Extract every line below that contains the word "with".

★ ★ ★

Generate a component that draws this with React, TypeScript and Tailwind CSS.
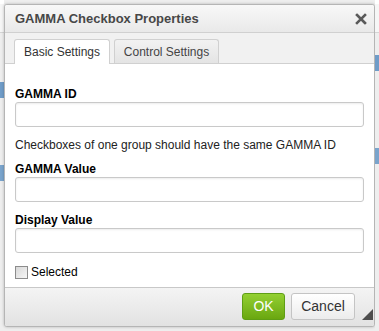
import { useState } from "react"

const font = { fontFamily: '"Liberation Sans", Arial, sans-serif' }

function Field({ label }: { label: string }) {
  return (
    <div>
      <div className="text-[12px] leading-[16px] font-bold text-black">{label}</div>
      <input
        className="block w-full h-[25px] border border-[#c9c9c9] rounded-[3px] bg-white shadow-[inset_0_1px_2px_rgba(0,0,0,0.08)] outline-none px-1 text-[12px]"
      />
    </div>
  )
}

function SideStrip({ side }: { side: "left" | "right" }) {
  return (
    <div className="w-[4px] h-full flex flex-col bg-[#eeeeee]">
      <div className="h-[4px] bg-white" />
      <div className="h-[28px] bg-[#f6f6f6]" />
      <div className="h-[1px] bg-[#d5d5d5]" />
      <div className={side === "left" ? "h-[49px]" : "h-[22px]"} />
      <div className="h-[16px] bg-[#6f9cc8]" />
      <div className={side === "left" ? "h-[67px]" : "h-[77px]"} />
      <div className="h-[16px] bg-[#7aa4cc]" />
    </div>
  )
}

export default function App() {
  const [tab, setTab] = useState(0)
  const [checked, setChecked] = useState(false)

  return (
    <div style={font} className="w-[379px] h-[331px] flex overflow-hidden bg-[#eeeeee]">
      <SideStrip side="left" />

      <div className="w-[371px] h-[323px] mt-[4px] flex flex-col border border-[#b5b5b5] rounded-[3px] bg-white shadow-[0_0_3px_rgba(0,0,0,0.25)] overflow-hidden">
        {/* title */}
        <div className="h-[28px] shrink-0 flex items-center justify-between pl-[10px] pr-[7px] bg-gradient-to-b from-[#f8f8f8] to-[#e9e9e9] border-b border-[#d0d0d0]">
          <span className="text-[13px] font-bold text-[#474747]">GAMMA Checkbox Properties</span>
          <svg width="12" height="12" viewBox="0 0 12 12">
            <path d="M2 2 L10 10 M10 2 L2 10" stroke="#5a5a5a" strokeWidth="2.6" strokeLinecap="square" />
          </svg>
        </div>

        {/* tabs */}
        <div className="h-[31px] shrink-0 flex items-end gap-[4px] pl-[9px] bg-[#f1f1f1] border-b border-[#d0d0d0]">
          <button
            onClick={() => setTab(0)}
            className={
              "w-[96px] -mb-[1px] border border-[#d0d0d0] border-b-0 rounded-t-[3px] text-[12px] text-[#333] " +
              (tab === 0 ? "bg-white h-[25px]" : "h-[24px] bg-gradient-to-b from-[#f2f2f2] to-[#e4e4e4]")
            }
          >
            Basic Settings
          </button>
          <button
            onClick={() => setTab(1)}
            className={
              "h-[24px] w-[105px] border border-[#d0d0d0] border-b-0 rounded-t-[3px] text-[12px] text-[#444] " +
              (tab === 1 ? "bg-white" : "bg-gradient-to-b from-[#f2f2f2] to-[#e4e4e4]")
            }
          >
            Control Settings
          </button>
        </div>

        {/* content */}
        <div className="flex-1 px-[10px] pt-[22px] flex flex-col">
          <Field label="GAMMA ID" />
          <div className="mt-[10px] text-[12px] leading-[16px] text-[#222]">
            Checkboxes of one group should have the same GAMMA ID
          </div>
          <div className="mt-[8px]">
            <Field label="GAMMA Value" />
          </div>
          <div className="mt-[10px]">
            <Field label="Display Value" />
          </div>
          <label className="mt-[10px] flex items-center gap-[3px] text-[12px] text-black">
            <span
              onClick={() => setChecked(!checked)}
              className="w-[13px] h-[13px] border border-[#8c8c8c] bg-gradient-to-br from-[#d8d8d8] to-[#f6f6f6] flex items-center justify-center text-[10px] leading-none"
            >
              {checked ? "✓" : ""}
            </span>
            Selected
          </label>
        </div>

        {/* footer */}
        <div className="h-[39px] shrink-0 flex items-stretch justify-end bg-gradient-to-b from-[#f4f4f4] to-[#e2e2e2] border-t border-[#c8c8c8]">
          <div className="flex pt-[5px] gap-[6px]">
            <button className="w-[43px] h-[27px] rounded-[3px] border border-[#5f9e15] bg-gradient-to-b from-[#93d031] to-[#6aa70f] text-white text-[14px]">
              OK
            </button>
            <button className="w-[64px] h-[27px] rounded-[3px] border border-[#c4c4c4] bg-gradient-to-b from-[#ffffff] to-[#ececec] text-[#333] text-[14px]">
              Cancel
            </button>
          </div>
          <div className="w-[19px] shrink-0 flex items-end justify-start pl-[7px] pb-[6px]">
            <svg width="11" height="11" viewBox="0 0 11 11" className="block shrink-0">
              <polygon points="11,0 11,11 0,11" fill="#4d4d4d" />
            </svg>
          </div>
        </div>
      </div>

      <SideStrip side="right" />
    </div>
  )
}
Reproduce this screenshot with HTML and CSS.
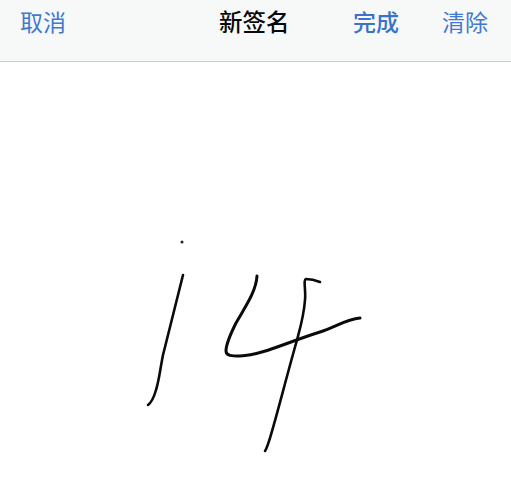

★ ★ ★

Correct result |
Generate a component that draws this with React, TypeScript and Tailwind CSS.
Reproduce this screenshot with HTML and CSS.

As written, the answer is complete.